A party-list lawmaker on Tuesday questioned the P21-billion lump sum under the Department of Agriculture’s (DA) proposed budget for next year.
Party-list Rep. Terry Ridon of Kabataan said that out of the P53.39-billion total proposed budget of the DA and its attached agencies, about P21 billion can be considered as “lump sums” that lack details and are vulnerable to “corruption,” including a P7-billion appropriation for farm-to-market roads (FMRs).
“When we looked for details for the FMR projects in the 2016 National Expenditure Program [NEP], all we could find is a regional distribution of the P7-billion budget. Essentially, the FMR budget is still a lump sum,” Ridon said.
The legislator suspects that the FMR budget will be disaggregated either during the closed-door bicameral meeting or even after the enactment of the General Appropriations Act (GAA).
Apart from the P7-billion FMRs, Ridon said that other lump sums in the DA budget include P586.7 million for the Payapa at Masaganang Pamayanan Program; P500 million for quick-response funds; P1.2 billion for “small-scale irrigation projects”; and P2.6 billion for bottom-up budgeting project, among others.
“Clearly, there are several items in the DA budget that can be tapped by the ruling party for pork funds,” Ridon said. He also questioned the special provisions on FMRs indicated in the 2016 NEP, which states that the DA “shall ensure that the FMRs to be implemented will lead to arterial or secondary roads.”
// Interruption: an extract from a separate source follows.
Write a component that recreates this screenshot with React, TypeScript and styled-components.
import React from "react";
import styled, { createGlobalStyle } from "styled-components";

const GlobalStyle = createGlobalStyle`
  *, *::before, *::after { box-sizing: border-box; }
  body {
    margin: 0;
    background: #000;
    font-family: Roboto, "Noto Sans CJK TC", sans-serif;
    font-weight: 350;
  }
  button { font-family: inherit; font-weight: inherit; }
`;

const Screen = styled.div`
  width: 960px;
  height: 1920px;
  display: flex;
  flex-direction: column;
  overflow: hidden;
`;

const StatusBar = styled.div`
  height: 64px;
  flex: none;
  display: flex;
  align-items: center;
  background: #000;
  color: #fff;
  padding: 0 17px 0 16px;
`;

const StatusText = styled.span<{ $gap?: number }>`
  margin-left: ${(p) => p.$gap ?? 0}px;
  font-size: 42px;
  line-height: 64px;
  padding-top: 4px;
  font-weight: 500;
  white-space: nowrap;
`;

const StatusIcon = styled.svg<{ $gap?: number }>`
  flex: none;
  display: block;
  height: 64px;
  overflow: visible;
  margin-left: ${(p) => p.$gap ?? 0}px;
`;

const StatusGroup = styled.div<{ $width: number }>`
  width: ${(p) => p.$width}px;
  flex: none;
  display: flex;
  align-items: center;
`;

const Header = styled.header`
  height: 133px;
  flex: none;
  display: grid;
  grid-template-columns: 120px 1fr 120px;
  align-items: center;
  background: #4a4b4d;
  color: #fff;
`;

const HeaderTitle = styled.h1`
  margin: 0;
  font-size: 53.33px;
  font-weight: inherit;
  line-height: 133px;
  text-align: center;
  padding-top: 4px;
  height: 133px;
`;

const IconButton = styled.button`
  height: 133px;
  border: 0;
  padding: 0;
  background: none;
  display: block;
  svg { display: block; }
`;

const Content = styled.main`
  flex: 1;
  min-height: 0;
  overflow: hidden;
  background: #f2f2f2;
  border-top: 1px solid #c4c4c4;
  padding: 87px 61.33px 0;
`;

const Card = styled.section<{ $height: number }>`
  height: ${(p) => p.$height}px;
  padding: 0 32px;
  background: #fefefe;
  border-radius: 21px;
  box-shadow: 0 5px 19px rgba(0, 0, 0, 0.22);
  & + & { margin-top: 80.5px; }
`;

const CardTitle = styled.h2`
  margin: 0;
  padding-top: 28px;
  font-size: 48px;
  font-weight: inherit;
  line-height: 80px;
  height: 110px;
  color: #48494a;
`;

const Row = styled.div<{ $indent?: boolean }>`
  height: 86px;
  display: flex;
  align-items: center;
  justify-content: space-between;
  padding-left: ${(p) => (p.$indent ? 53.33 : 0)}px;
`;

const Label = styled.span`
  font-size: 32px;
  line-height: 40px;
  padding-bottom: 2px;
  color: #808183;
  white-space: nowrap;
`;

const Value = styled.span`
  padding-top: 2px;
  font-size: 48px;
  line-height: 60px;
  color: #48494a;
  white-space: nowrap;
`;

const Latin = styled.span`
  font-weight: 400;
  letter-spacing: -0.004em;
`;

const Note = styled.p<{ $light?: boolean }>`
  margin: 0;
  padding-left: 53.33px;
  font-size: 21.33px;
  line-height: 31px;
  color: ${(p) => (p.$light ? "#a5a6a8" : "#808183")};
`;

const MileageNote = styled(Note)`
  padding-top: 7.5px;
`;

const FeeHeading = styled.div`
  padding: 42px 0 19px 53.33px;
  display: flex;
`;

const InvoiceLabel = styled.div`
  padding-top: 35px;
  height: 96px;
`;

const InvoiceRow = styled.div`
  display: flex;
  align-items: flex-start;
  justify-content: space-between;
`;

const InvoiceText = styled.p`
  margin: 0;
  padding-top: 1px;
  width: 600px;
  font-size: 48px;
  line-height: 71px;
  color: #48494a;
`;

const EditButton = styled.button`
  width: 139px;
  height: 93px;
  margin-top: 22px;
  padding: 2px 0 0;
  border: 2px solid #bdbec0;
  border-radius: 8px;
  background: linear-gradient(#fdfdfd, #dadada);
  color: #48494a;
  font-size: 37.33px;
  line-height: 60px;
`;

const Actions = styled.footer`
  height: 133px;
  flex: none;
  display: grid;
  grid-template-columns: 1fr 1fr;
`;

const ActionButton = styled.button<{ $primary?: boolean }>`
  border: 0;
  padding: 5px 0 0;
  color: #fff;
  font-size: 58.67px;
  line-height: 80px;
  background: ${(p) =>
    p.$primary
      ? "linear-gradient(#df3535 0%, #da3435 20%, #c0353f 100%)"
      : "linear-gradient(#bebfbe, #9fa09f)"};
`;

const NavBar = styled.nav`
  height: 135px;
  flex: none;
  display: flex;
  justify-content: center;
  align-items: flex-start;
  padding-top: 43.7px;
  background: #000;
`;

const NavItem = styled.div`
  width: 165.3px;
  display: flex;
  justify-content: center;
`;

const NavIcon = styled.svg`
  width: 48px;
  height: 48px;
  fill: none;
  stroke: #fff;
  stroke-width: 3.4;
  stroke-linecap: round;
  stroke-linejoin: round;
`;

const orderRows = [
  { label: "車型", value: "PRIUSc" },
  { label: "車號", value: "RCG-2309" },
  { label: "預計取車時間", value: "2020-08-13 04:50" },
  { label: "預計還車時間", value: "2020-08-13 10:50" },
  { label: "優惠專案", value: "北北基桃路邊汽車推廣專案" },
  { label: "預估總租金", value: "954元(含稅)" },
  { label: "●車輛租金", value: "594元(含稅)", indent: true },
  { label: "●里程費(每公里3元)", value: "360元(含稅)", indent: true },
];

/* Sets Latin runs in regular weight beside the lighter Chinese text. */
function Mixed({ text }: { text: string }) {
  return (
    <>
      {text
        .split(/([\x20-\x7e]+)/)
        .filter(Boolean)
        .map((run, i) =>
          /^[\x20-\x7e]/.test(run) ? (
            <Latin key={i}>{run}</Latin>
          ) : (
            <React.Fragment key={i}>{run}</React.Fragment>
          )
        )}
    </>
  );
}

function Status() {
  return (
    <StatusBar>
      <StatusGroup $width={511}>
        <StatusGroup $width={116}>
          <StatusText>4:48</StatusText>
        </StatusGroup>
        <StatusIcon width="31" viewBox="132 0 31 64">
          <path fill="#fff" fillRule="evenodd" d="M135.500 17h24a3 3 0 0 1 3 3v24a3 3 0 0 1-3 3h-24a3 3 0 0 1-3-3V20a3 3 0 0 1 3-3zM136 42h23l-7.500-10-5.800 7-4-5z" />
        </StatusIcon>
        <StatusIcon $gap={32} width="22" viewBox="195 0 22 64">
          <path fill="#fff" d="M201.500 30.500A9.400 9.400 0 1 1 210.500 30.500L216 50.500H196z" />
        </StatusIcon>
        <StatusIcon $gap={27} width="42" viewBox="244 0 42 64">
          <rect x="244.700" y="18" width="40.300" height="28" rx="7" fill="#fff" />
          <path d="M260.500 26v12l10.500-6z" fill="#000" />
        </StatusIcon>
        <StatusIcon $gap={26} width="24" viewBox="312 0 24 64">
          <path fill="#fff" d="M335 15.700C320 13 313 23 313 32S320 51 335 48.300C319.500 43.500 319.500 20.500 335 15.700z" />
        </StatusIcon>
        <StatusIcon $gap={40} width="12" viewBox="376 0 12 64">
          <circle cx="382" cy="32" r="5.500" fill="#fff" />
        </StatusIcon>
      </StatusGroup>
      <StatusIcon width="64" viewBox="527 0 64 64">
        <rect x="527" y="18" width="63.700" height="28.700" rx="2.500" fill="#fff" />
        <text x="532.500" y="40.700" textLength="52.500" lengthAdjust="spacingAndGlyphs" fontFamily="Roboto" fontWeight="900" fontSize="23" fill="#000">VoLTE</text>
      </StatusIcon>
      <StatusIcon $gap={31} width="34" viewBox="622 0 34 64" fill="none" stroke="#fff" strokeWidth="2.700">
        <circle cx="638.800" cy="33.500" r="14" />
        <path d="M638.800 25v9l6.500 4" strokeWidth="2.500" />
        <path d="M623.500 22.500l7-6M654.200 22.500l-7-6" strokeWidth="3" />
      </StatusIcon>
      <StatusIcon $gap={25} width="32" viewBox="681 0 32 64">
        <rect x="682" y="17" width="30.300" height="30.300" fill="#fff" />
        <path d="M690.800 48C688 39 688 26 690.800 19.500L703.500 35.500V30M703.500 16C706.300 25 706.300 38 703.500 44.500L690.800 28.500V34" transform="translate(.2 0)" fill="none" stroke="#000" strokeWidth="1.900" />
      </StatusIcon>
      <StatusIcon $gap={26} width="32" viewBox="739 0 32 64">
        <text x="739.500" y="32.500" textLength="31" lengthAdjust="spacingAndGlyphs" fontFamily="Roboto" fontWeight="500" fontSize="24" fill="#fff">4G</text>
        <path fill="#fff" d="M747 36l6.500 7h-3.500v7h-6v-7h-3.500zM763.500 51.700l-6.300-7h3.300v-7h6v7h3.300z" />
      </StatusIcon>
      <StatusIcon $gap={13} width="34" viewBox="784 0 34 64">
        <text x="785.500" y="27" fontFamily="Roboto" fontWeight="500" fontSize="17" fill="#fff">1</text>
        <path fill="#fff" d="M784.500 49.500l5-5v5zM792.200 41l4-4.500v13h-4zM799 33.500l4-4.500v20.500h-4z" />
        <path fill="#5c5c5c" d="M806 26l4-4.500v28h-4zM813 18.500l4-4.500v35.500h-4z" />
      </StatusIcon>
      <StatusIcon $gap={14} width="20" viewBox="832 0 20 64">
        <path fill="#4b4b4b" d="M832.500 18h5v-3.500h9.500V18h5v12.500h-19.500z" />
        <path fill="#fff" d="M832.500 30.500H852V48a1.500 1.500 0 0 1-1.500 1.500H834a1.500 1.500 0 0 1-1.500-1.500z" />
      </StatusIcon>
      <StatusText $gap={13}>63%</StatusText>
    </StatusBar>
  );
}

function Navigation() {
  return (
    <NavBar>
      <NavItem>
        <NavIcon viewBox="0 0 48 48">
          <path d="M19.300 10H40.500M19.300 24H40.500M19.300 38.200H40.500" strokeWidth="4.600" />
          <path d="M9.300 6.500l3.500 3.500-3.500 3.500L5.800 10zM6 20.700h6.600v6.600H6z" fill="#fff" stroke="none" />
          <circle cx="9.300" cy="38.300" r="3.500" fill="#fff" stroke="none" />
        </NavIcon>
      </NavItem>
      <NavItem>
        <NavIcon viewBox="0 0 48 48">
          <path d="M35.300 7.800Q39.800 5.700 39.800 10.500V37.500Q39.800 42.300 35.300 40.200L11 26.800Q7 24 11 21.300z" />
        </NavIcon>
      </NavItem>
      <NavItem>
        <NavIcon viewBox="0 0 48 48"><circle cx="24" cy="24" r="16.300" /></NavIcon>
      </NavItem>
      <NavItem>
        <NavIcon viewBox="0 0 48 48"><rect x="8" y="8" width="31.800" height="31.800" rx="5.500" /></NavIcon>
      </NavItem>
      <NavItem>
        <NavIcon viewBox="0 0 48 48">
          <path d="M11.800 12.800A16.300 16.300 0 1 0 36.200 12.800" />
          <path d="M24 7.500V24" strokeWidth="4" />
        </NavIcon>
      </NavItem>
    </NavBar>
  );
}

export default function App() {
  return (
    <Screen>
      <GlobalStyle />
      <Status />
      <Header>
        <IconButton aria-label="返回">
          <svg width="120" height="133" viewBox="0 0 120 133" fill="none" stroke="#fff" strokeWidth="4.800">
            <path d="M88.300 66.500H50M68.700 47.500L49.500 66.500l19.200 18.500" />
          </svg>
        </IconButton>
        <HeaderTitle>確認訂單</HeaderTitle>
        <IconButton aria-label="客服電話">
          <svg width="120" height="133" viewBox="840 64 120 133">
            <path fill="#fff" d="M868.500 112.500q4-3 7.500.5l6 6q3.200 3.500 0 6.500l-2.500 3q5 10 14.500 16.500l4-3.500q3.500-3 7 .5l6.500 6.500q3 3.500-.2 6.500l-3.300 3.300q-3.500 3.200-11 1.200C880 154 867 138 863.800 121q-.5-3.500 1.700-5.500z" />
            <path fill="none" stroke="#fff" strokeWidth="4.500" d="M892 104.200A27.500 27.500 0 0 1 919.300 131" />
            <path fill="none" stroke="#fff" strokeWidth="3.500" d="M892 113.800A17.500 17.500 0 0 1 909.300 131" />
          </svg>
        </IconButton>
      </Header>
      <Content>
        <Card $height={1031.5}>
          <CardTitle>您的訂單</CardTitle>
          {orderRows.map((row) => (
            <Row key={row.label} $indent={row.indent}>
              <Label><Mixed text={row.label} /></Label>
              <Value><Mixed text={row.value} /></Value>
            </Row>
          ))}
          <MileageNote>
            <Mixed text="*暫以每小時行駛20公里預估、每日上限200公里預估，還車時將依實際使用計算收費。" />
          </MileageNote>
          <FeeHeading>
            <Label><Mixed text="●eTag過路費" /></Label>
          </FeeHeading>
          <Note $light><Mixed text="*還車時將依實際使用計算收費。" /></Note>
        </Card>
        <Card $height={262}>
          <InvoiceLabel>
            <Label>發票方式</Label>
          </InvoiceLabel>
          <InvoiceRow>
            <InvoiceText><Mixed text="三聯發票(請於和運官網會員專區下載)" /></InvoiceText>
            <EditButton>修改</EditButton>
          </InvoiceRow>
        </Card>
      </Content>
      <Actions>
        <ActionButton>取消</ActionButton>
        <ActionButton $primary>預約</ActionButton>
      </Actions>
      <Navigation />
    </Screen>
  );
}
Ridon said that legislators can work around the said provision by simply writing to DA to request for FMR funds.
“In the first place, Congress should be the one scrutinizing the details of the FMRs. But how can we fulfill our duty to the public when the FMR budget is just one big lump sum that will only be disaggregated after the GAA is enacted? Paano natin malalaman kung FMRs nga at hindi farm-to-mayor’s house roads ang ipapatayo?” Ridon asked.
The lawmaker also questioned post-enactment modification of project details under Section 3.9 of the DA budget’s special provisions.
The said provision empowers the DA secretary to “change the location and/or scope of work of FMR projects with the Budget Priorities Framework and/or approved network plan or update the approved network plan pursuant to the preceding special provision, subject to the following: [i] the allotment released has not been obligated; [ii] may only be done once and until June 30, 2016, except if due to the occurrence of calamities; (iii) of the same project category; and [iv] undertaken by same operating unit.”
“Again, this is a provision that intends to revive and legalize Disbursement Acceleration Program [DAP]. If this provision is passed, there is no stopping the Executive department from inserting and implementing pet projects of their choosing,” Ridon said.
Rice sufficiency
Meanwhile, during the budget hearing, Agriculture Secretary Proceso J. Alcala said the country’s rice self-sufficiency level has been at 96 percent since 2014, up from 82 percent in 2010, when President Aquino assumed office.
“[The country] recorded fastest production growth among the world’s rice producers for 2010 to 2014 with average growth of 4.02 percent,” he said, adding “[the Philippines] achieved historical best of 18.97 million metric tons [MMT] palay production and 4 metric tons [MT] per hectare yield in 2014.”
For 2015 DA forecast palay production would hit 20.09 MMT.
Alcala also said that the country will have to import rice to ensure there is enough buffer stock.
“Until and unless we produce the rice we need plus the buffer stock, we will have to continue importing rice,” he said. Data showed that since February 2015, the National Food Authority has imported 750,000 MT of rice through government to government procurement.
Meanwhile, for 2016, the agency’s proposed budget is P53.39 billion, or 2.6 percent higher than its budget of P52.03 billion this year.